Text and image(s) from American City Flags, Raven 9-10 (2002-2003), courtesy of the North American Vexillological Association, which retains copyright. Image(s) from American City Flags by permission of David B. Martucci.

Design

The white field of the Colorado Springs flag is 22 by 46 units, with a blue border 4 units wide on all sides except the hoist, making overall a flag of 30 by 50 units. Indented 8 units from the hoist is a six-sided lozenge (called a “shield” in official descriptions) 20 units from top to bottom, and 11 units across, placed on the field equidistant from top and bottom of the flag. The hoist and fly sides of the lozenge are 12 units from top to bottom parallel to the flag’s width; the four remaining sides (two above and below) are 7 units each. The lozenge has a narrow green border of .8 units. The lower half of the lozenge’s field, a royal blue, is itself a lozenge, resulting in a chevron shape for the top half, which has a white field.

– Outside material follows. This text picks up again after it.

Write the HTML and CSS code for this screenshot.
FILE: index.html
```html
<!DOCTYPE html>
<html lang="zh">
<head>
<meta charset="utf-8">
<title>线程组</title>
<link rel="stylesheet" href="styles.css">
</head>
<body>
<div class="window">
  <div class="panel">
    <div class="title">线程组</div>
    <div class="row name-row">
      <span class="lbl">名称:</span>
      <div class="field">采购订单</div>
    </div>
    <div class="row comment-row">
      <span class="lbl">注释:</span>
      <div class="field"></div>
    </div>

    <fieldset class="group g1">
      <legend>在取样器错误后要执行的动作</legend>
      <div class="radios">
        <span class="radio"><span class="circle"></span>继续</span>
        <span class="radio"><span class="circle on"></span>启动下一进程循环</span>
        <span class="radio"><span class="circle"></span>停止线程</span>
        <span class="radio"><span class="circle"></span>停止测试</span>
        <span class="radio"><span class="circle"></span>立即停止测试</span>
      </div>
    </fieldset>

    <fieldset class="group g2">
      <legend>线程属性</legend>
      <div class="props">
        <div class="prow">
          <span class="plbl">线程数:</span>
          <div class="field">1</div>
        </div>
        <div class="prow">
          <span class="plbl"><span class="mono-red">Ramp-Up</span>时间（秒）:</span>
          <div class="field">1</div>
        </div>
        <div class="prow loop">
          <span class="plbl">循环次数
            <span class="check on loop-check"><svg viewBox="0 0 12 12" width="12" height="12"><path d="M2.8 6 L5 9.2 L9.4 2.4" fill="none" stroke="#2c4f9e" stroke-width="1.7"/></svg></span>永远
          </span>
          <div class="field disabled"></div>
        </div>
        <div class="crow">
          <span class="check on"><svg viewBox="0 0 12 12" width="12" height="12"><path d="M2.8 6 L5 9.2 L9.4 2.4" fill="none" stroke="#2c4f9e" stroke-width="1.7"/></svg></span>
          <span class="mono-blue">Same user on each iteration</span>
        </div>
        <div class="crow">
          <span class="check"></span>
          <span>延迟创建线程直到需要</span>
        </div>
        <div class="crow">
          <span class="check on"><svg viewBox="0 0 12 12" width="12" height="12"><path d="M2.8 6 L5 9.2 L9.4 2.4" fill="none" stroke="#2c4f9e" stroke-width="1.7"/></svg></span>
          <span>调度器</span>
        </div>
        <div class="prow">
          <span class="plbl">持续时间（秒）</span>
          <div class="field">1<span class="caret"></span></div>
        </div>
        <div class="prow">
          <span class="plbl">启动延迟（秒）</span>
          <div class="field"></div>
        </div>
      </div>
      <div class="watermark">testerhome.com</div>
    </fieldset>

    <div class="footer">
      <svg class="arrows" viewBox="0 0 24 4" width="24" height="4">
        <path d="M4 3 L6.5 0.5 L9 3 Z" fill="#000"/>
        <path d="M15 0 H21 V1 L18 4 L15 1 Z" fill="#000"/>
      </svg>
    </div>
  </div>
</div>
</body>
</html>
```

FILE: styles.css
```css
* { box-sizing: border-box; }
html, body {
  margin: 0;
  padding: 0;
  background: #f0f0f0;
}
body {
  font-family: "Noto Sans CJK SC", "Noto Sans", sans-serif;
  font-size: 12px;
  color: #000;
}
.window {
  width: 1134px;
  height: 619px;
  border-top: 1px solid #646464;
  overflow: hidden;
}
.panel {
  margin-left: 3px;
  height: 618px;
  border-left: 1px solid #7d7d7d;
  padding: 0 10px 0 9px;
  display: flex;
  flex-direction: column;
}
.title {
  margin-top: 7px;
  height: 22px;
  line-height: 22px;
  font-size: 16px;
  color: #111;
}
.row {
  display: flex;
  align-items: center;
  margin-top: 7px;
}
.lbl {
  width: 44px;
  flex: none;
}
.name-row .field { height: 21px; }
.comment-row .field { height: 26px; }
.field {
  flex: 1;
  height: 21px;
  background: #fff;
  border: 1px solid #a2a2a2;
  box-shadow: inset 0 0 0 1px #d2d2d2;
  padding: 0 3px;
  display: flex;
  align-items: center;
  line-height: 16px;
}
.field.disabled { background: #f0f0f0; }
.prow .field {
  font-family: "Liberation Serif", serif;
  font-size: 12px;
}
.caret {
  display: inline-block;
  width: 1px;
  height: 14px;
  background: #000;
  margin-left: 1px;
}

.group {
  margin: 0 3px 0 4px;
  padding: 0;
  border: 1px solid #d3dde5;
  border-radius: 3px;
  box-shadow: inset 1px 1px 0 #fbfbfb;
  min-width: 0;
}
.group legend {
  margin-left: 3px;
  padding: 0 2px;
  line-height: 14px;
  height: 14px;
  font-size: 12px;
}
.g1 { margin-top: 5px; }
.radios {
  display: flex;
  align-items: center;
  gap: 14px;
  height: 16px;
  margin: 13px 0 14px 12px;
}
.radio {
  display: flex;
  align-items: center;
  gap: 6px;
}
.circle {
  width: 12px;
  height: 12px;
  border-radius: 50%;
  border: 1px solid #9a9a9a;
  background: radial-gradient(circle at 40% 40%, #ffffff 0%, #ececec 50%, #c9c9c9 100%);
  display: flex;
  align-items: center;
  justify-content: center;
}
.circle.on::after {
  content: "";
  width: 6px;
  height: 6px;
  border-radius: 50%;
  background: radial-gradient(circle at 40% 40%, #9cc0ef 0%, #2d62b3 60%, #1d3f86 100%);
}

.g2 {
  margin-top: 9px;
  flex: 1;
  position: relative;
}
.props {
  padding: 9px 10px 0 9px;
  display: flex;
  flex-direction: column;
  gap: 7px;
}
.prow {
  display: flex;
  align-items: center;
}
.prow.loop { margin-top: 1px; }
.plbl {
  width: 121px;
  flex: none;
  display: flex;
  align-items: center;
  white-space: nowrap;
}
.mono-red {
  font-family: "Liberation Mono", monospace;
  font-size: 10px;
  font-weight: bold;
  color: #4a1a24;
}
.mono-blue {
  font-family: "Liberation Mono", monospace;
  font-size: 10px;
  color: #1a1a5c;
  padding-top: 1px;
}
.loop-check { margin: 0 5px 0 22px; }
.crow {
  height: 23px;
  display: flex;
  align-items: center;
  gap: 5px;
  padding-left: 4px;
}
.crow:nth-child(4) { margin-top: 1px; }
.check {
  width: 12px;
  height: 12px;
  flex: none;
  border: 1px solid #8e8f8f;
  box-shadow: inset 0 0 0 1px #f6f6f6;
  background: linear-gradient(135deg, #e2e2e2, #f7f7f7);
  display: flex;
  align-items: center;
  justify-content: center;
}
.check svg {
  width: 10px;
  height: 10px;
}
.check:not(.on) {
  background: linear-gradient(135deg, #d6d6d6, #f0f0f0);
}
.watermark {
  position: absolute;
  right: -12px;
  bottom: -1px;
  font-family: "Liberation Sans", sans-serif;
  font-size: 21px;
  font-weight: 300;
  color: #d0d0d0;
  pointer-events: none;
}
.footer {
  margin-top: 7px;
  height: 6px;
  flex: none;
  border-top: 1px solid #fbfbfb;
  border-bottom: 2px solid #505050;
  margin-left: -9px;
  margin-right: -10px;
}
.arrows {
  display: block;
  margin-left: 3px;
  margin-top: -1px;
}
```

In the top third of the blue portion are two gold trapezoidal ingots, placed on either side of the field. Below, in the lower third of the field, is another gold ingot, in the center. In the upper part of the lozenge is a gold sun rising, with five rays equidistant from each other. The sun is partially obscured by the upper point of the blue lozenge, which represents a mountain peak.
John M. Purcell, American City Flags, Raven 9-10, 2002-2003

Symbolism

According to the resolution of adoption:
The White Field is intended to represent the cleanliness and health of the City, and the Blue Border our Blue Skies; the Shield carries the Sun, of which we’re justly proud; the Mountain stands for Pikes Peak, and on it are pictured the gold ingots of our mining industries; the Green Band about the Shield represents the Park System surrounding the city.
John M. Purcell, American City Flags, Raven 9-10, 2002-2003

Selection

Presented to council by the Civic League.
Flag adopted: 26 July 1912 (official).
John M. Purcell, American City Flags, Raven 9-10, 2002-2003

Designer

Dr. Caroline Spencer and the Civic League.
John M. Purcell, American City Flags, Raven 9-10, 2002-2003

More about the Flag

When the flag was presented to city council, some council members suggested that “C. S.”, the city’s initials, be included in the design. The Civic League, ahead of its time with respect to flag design, opposed the idea, and it was dropped. However, when the flag was first flown, shortly after adoption, it caused so much comment and consternation that the administration folded the flag and stored it away. It did not fly again for nearly 70 years.